• What you are asked to do: Note each line that includes the word "components". Copy those lines.

• Dataset content:
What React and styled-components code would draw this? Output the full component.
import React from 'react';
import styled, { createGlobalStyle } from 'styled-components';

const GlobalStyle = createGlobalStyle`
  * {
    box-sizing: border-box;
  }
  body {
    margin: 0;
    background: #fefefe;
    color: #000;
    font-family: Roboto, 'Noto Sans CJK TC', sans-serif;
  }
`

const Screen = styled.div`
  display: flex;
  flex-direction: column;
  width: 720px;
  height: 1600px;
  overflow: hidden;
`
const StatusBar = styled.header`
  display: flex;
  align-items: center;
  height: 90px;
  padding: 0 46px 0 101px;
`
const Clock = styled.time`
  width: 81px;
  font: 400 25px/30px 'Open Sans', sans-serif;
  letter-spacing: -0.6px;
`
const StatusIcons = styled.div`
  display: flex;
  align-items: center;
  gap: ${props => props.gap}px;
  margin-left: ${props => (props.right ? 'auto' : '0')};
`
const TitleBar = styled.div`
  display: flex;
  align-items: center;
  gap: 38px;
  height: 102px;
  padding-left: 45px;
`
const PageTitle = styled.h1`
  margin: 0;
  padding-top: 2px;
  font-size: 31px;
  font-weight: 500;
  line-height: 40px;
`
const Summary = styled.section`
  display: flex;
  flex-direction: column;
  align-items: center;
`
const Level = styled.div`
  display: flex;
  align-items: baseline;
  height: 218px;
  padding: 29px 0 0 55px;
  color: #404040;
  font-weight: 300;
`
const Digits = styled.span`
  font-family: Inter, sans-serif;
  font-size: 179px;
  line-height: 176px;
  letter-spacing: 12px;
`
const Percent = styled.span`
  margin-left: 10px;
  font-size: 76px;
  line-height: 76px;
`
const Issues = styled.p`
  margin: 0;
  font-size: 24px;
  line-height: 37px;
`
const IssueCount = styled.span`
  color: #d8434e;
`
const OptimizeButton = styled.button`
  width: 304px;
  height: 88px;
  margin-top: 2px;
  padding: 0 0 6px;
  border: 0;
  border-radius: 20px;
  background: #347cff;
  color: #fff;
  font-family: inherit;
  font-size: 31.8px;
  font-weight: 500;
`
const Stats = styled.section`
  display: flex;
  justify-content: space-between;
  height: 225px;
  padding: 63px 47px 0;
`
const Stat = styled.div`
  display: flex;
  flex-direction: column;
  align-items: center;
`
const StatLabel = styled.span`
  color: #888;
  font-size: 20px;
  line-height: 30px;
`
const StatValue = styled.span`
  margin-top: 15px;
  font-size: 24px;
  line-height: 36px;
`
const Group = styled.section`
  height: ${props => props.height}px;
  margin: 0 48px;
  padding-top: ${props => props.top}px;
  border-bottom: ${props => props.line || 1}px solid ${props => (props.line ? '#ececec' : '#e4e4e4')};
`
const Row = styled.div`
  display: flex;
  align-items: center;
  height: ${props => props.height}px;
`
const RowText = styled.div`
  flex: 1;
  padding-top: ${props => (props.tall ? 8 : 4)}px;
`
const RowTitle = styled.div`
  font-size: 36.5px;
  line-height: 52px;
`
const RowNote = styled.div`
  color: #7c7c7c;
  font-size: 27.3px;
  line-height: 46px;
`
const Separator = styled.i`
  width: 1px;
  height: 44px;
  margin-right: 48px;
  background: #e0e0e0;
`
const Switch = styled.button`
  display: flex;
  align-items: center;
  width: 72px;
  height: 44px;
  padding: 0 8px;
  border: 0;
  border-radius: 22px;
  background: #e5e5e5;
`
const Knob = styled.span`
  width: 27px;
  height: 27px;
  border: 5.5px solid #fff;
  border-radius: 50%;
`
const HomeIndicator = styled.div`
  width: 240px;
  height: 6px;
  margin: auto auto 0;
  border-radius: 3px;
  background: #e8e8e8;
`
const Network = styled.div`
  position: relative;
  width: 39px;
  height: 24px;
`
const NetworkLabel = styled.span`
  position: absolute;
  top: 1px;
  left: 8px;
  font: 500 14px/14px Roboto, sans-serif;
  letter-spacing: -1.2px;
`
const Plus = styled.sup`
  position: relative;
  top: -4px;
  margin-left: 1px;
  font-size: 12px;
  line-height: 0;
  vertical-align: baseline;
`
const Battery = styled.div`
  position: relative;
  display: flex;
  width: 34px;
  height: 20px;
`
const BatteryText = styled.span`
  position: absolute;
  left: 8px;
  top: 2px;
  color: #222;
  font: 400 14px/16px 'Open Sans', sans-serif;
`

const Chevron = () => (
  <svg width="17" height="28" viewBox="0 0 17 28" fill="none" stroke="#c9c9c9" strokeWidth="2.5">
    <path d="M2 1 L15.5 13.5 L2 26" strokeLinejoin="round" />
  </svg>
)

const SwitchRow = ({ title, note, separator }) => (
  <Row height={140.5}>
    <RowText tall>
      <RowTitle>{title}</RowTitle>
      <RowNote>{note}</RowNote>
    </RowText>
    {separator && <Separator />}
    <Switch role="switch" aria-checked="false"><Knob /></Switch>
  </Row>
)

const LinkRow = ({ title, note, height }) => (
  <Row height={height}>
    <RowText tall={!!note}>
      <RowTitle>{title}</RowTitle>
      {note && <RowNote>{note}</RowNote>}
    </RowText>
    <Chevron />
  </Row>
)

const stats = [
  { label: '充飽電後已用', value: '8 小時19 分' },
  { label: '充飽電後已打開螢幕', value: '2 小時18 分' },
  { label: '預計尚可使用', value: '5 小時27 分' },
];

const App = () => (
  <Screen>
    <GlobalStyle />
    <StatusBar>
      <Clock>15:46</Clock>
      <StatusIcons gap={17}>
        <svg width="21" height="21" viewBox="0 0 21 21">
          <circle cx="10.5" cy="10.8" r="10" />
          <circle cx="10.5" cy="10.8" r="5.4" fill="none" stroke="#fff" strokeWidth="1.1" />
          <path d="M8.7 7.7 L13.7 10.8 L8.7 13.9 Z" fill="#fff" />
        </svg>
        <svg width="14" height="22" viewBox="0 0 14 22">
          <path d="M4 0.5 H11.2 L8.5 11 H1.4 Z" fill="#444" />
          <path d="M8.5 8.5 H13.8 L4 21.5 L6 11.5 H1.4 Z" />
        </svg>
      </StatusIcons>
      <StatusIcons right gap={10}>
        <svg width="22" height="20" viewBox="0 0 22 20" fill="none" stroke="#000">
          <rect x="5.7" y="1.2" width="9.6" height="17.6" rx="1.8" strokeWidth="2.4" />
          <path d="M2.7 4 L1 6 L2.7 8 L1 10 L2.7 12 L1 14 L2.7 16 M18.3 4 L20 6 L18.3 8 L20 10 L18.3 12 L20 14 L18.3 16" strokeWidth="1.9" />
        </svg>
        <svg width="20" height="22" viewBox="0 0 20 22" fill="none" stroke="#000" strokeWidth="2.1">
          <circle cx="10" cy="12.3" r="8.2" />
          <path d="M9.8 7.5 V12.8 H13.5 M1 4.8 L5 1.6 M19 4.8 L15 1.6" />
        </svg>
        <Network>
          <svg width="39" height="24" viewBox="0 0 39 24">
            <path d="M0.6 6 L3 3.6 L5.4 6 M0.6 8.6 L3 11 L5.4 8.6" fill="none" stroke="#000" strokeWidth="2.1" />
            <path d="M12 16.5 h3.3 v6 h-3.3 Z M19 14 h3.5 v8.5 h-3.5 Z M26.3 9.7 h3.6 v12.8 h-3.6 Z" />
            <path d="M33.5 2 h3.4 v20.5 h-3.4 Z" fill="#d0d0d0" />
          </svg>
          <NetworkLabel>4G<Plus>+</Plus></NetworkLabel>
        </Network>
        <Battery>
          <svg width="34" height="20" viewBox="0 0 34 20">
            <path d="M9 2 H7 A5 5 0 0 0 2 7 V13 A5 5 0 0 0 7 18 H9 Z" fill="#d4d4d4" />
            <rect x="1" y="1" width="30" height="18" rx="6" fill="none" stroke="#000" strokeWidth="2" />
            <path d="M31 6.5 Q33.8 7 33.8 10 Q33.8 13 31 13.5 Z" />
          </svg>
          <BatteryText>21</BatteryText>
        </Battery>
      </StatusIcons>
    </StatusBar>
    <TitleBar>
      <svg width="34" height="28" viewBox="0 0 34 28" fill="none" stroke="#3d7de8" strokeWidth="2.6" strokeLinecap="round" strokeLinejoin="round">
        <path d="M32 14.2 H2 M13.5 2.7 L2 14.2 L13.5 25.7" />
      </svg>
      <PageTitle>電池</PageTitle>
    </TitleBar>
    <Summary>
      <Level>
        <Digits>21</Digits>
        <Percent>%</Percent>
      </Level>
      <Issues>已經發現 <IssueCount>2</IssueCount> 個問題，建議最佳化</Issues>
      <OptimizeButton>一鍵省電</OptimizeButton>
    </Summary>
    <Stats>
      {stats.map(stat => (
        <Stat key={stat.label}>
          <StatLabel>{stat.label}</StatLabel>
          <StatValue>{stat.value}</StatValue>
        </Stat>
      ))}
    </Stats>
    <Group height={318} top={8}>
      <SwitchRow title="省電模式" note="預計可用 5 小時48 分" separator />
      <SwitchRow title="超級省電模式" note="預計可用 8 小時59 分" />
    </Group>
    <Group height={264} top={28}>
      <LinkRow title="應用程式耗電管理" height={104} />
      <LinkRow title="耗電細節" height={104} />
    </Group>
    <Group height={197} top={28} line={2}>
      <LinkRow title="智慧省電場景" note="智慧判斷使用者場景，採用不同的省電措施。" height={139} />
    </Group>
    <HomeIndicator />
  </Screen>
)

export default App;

• Solution for this task:
What React and styled-components code would draw this? Output the full component.
import styled, { createGlobalStyle } from 'styled-components';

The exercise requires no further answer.